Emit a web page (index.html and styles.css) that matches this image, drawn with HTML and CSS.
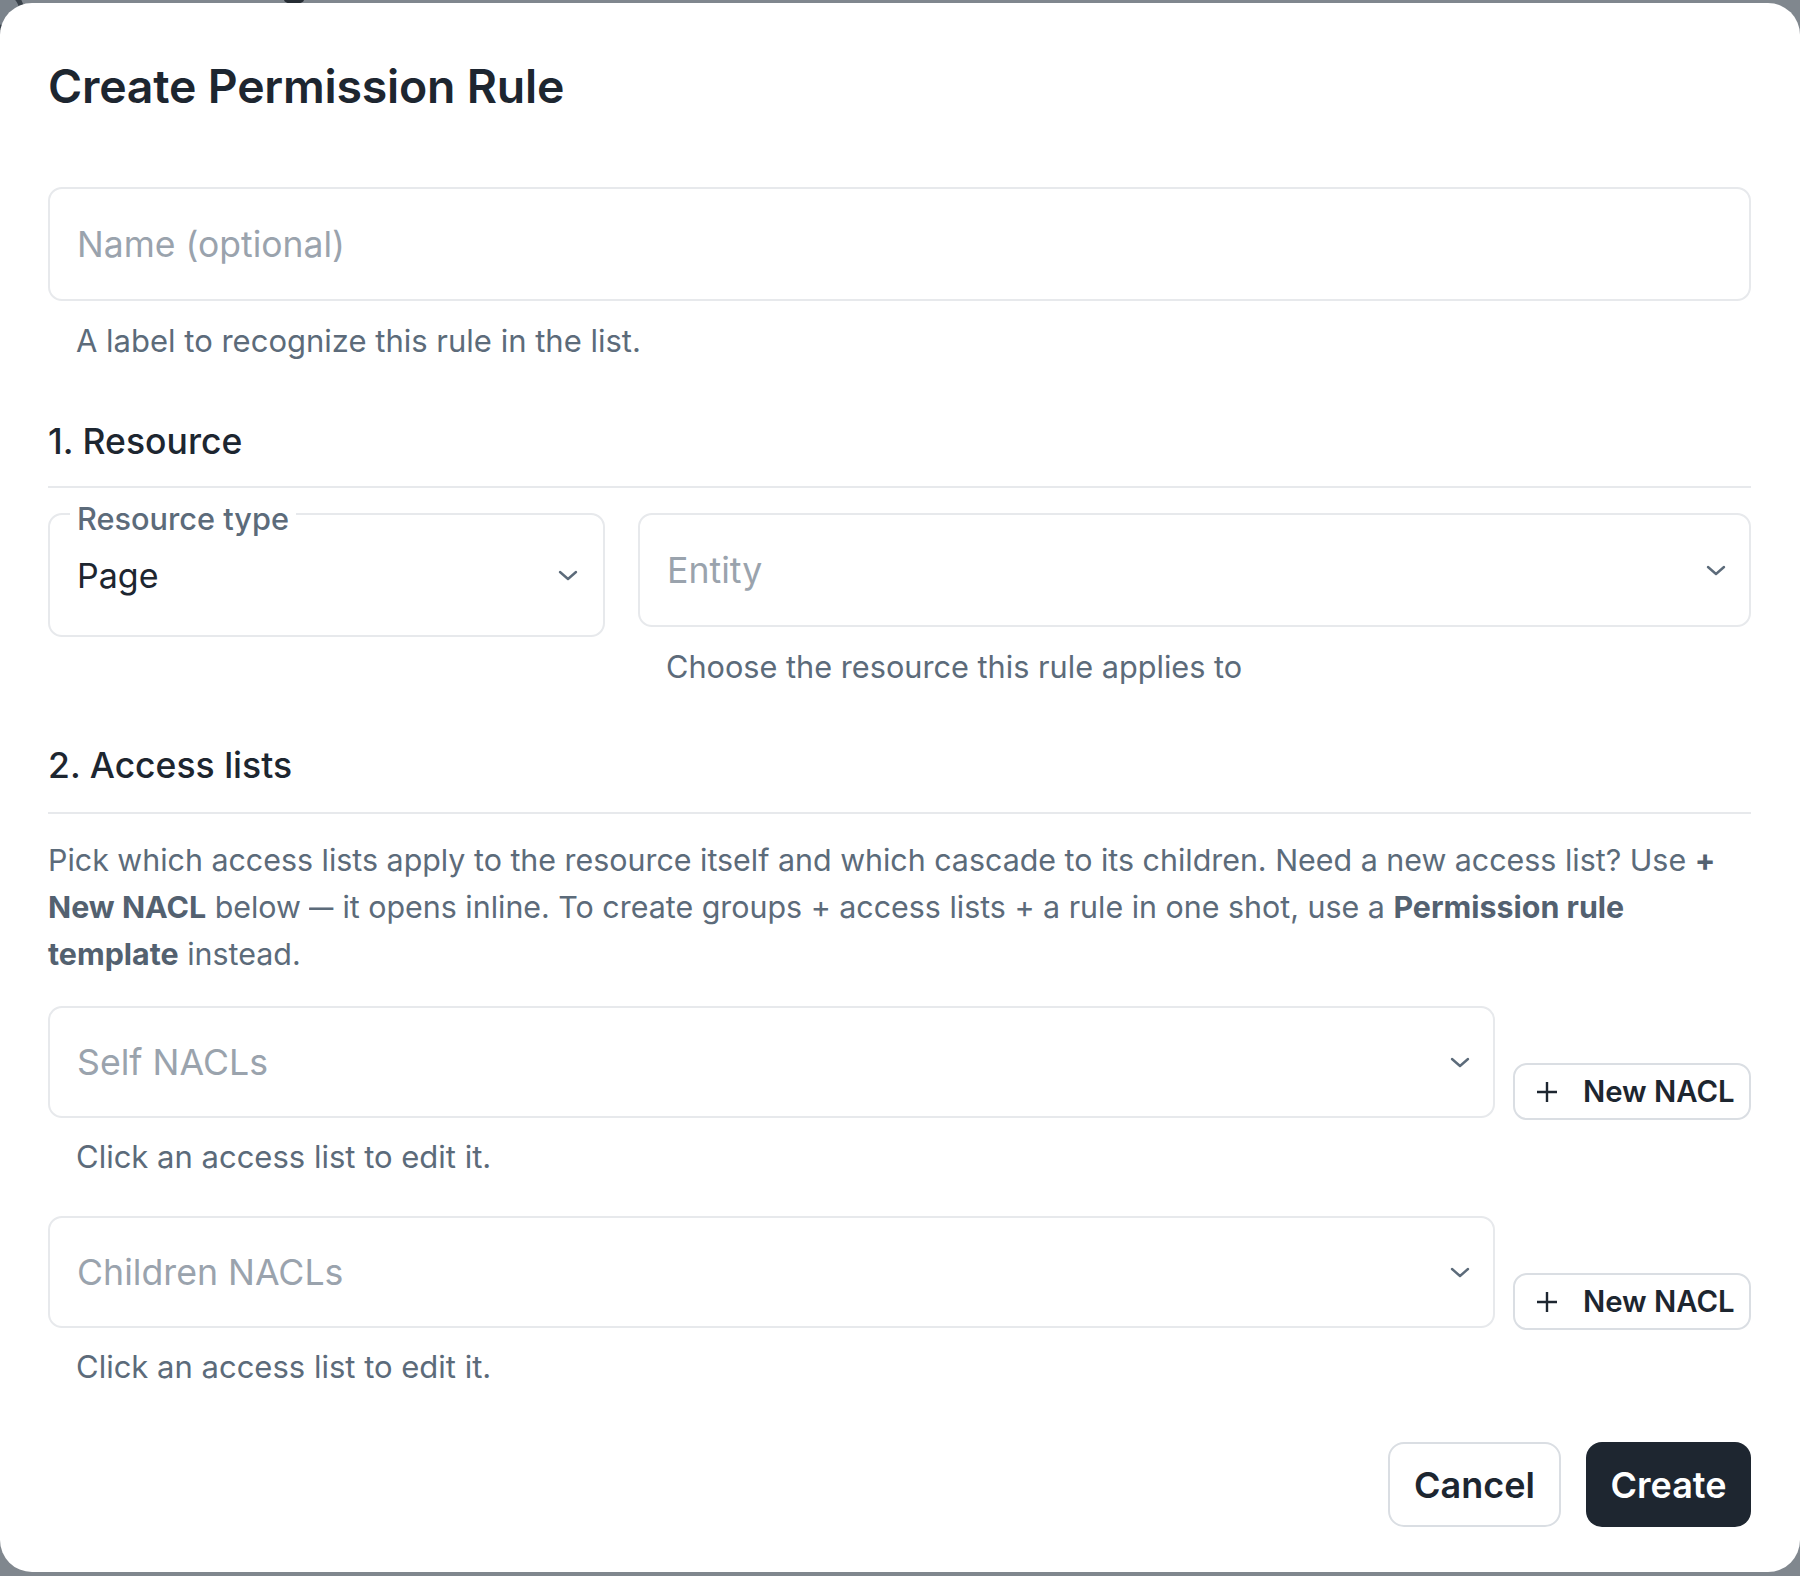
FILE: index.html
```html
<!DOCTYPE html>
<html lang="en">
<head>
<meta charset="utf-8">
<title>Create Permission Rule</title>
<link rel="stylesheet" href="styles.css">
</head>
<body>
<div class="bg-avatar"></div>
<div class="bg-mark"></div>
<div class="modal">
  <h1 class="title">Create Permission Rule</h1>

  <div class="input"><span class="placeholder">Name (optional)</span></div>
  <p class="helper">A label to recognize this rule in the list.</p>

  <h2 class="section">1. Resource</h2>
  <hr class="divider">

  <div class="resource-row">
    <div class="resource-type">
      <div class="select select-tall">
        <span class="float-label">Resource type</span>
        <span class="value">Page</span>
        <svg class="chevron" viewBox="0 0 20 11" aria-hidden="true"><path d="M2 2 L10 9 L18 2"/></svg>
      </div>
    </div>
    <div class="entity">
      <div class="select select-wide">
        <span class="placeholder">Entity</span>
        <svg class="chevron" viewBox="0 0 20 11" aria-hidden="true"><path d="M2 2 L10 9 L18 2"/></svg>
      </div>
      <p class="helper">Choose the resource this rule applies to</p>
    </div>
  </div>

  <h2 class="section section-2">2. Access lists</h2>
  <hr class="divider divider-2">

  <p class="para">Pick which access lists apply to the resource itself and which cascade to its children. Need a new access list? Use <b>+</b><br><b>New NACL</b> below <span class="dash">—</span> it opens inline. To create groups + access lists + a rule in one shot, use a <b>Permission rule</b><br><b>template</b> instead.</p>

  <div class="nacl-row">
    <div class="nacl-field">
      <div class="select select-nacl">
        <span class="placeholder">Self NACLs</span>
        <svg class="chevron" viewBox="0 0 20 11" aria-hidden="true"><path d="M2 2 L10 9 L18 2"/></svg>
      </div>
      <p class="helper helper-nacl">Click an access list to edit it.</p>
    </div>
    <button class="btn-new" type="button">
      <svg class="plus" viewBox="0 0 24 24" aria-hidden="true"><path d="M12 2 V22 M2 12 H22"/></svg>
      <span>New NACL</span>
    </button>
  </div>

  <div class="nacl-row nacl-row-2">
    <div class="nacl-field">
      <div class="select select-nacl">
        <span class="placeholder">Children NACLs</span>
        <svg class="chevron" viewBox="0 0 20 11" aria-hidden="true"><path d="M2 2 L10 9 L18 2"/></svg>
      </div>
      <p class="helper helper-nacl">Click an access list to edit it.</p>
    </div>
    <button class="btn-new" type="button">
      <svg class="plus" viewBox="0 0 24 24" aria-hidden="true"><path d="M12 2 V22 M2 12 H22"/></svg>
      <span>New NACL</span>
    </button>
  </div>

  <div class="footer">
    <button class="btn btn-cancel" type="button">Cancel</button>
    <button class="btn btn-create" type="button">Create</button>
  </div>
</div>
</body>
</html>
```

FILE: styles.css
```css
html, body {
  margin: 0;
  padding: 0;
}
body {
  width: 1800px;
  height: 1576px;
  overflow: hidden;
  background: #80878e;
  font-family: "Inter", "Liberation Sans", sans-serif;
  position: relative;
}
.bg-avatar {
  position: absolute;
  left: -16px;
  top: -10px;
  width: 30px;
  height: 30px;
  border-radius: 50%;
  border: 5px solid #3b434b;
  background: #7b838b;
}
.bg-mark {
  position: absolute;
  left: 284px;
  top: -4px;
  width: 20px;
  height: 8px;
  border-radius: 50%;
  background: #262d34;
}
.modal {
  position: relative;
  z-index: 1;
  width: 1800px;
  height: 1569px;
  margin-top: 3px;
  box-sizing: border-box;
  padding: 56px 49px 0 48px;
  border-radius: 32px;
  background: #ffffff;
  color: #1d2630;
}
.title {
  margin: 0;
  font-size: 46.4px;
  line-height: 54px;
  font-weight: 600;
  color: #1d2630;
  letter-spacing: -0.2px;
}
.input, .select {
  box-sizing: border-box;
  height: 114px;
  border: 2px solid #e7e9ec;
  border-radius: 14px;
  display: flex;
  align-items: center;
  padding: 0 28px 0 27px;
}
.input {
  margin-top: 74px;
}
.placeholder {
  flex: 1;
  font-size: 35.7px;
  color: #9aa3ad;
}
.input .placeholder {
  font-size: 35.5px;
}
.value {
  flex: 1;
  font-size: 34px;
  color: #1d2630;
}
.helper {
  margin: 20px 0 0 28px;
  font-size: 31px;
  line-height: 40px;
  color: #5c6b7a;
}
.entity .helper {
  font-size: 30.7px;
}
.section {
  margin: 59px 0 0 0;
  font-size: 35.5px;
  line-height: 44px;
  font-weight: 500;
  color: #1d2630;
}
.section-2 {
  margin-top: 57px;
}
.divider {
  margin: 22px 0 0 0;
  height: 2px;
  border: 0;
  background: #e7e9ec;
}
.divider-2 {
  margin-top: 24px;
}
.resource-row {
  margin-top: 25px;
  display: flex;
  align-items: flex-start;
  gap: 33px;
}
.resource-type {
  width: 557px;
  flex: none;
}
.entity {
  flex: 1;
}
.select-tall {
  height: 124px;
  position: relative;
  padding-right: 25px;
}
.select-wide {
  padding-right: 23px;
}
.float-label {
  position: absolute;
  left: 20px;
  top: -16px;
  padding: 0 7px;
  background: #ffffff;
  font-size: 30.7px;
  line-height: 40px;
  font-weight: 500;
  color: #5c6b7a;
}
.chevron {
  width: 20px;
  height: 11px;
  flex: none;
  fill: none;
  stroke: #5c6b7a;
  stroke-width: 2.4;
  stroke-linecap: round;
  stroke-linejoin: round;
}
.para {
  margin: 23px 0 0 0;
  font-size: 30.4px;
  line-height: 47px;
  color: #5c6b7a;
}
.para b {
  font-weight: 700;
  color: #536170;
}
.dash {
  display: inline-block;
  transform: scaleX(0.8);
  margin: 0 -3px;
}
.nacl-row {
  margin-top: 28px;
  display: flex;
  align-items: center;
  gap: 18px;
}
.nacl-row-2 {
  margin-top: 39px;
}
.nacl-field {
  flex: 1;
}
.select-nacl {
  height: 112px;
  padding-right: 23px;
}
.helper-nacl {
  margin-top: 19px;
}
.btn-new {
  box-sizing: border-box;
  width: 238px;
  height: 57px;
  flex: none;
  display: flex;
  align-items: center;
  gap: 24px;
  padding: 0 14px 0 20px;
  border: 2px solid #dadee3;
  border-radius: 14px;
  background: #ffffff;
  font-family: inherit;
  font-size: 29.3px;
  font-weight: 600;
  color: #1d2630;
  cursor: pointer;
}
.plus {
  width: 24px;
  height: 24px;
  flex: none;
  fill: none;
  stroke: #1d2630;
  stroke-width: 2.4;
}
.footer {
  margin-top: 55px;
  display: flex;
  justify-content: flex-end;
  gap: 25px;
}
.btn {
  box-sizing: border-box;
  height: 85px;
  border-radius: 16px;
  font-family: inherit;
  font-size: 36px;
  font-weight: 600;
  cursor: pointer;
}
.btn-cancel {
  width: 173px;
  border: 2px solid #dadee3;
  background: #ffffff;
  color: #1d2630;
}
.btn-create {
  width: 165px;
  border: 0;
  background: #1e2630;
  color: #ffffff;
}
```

□ □ □

§ To do
Retype each line of the listing above word for word. Exclude the pictures.

§ Full output
Emit a web page (index.html and styles.css) that matches this image, drawn with HTML and CSS.
FILE: index.html
```html
<!DOCTYPE html>
<html lang="en">
<head>
<meta charset="utf-8">
<title>Create Permission Rule</title>
<link rel="stylesheet" href="styles.css">
</head>
<body>
<div class="bg-avatar"></div>
<div class="bg-mark"></div>
<div class="modal">
  <h1 class="title">Create Permission Rule</h1>

  <div class="input"><span class="placeholder">Name (optional)</span></div>
  <p class="helper">A label to recognize this rule in the list.</p>

  <h2 class="section">1. Resource</h2>
  <hr class="divider">

  <div class="resource-row">
    <div class="resource-type">
      <div class="select select-tall">
        <span class="float-label">Resource type</span>
        <span class="value">Page</span>
        <svg class="chevron" viewBox="0 0 20 11" aria-hidden="true"><path d="M2 2 L10 9 L18 2"/></svg>
      </div>
    </div>
    <div class="entity">
      <div class="select select-wide">
        <span class="placeholder">Entity</span>
        <svg class="chevron" viewBox="0 0 20 11" aria-hidden="true"><path d="M2 2 L10 9 L18 2"/></svg>
      </div>
      <p class="helper">Choose the resource this rule applies to</p>
    </div>
  </div>

  <h2 class="section section-2">2. Access lists</h2>
  <hr class="divider divider-2">

  <p class="para">Pick which access lists apply to the resource itself and which cascade to its children. Need a new access list? Use <b>+</b><br><b>New NACL</b> below <span class="dash">—</span> it opens inline. To create groups + access lists + a rule in one shot, use a <b>Permission rule</b><br><b>template</b> instead.</p>

  <div class="nacl-row">
    <div class="nacl-field">
      <div class="select select-nacl">
        <span class="placeholder">Self NACLs</span>
        <svg class="chevron" viewBox="0 0 20 11" aria-hidden="true"><path d="M2 2 L10 9 L18 2"/></svg>
      </div>
      <p class="helper helper-nacl">Click an access list to edit it.</p>
    </div>
    <button class="btn-new" type="button">
      <svg class="plus" viewBox="0 0 24 24" aria-hidden="true"><path d="M12 2 V22 M2 12 H22"/></svg>
      <span>New NACL</span>
    </button>
  </div>

  <div class="nacl-row nacl-row-2">
    <div class="nacl-field">
      <div class="select select-nacl">
        <span class="placeholder">Children NACLs</span>
        <svg class="chevron" viewBox="0 0 20 11" aria-hidden="true"><path d="M2 2 L10 9 L18 2"/></svg>
      </div>
      <p class="helper helper-nacl">Click an access list to edit it.</p>
    </div>
    <button class="btn-new" type="button">
      <svg class="plus" viewBox="0 0 24 24" aria-hidden="true"><path d="M12 2 V22 M2 12 H22"/></svg>
      <span>New NACL</span>
    </button>
  </div>

  <div class="footer">
    <button class="btn btn-cancel" type="button">Cancel</button>
    <button class="btn btn-create" type="button">Create</button>
  </div>
</div>
</body>
</html>
```

FILE: styles.css
```css
html, body {
  margin: 0;
  padding: 0;
}
body {
  width: 1800px;
  height: 1576px;
  overflow: hidden;
  background: #80878e;
  font-family: "Inter", "Liberation Sans", sans-serif;
  position: relative;
}
.bg-avatar {
  position: absolute;
  left: -16px;
  top: -10px;
  width: 30px;
  height: 30px;
  border-radius: 50%;
  border: 5px solid #3b434b;
  background: #7b838b;
}
.bg-mark {
  position: absolute;
  left: 284px;
  top: -4px;
  width: 20px;
  height: 8px;
  border-radius: 50%;
  background: #262d34;
}
.modal {
  position: relative;
  z-index: 1;
  width: 1800px;
  height: 1569px;
  margin-top: 3px;
  box-sizing: border-box;
  padding: 56px 49px 0 48px;
  border-radius: 32px;
  background: #ffffff;
  color: #1d2630;
}
.title {
  margin: 0;
  font-size: 46.4px;
  line-height: 54px;
  font-weight: 600;
  color: #1d2630;
  letter-spacing: -0.2px;
}
.input, .select {
  box-sizing: border-box;
  height: 114px;
  border: 2px solid #e7e9ec;
  border-radius: 14px;
  display: flex;
  align-items: center;
  padding: 0 28px 0 27px;
}
.input {
  margin-top: 74px;
}
.placeholder {
  flex: 1;
  font-size: 35.7px;
  color: #9aa3ad;
}
.input .placeholder {
  font-size: 35.5px;
}
.value {
  flex: 1;
  font-size: 34px;
  color: #1d2630;
}
.helper {
  margin: 20px 0 0 28px;
  font-size: 31px;
  line-height: 40px;
  color: #5c6b7a;
}
.entity .helper {
  font-size: 30.7px;
}
.section {
  margin: 59px 0 0 0;
  font-size: 35.5px;
  line-height: 44px;
  font-weight: 500;
  color: #1d2630;
}
.section-2 {
  margin-top: 57px;
}
.divider {
  margin: 22px 0 0 0;
  height: 2px;
  border: 0;
  background: #e7e9ec;
}
.divider-2 {
  margin-top: 24px;
}
.resource-row {
  margin-top: 25px;
  display: flex;
  align-items: flex-start;
  gap: 33px;
}
.resource-type {
  width: 557px;
  flex: none;
}
.entity {
  flex: 1;
}
.select-tall {
  height: 124px;
  position: relative;
  padding-right: 25px;
}
.select-wide {
  padding-right: 23px;
}
.float-label {
  position: absolute;
  left: 20px;
  top: -16px;
  padding: 0 7px;
  background: #ffffff;
  font-size: 30.7px;
  line-height: 40px;
  font-weight: 500;
  color: #5c6b7a;
}
.chevron {
  width: 20px;
  height: 11px;
  flex: none;
  fill: none;
  stroke: #5c6b7a;
  stroke-width: 2.4;
  stroke-linecap: round;
  stroke-linejoin: round;
}
.para {
  margin: 23px 0 0 0;
  font-size: 30.4px;
  line-height: 47px;
  color: #5c6b7a;
}
.para b {
  font-weight: 700;
  color: #536170;
}
.dash {
  display: inline-block;
  transform: scaleX(0.8);
  margin: 0 -3px;
}
.nacl-row {
  margin-top: 28px;
  display: flex;
  align-items: center;
  gap: 18px;
}
.nacl-row-2 {
  margin-top: 39px;
}
.nacl-field {
  flex: 1;
}
.select-nacl {
  height: 112px;
  padding-right: 23px;
}
.helper-nacl {
  margin-top: 19px;
}
.btn-new {
  box-sizing: border-box;
  width: 238px;
  height: 57px;
  flex: none;
  display: flex;
  align-items: center;
  gap: 24px;
  padding: 0 14px 0 20px;
  border: 2px solid #dadee3;
  border-radius: 14px;
  background: #ffffff;
  font-family: inherit;
  font-size: 29.3px;
  font-weight: 600;
  color: #1d2630;
  cursor: pointer;
}
.plus {
  width: 24px;
  height: 24px;
  flex: none;
  fill: none;
  stroke: #1d2630;
  stroke-width: 2.4;
}
.footer {
  margin-top: 55px;
  display: flex;
  justify-content: flex-end;
  gap: 25px;
}
.btn {
  box-sizing: border-box;
  height: 85px;
  border-radius: 16px;
  font-family: inherit;
  font-size: 36px;
  font-weight: 600;
  cursor: pointer;
}
.btn-cancel {
  width: 173px;
  border: 2px solid #dadee3;
  background: #ffffff;
  color: #1d2630;
}
.btn-create {
  width: 165px;
  border: 0;
  background: #1e2630;
  color: #ffffff;
}
```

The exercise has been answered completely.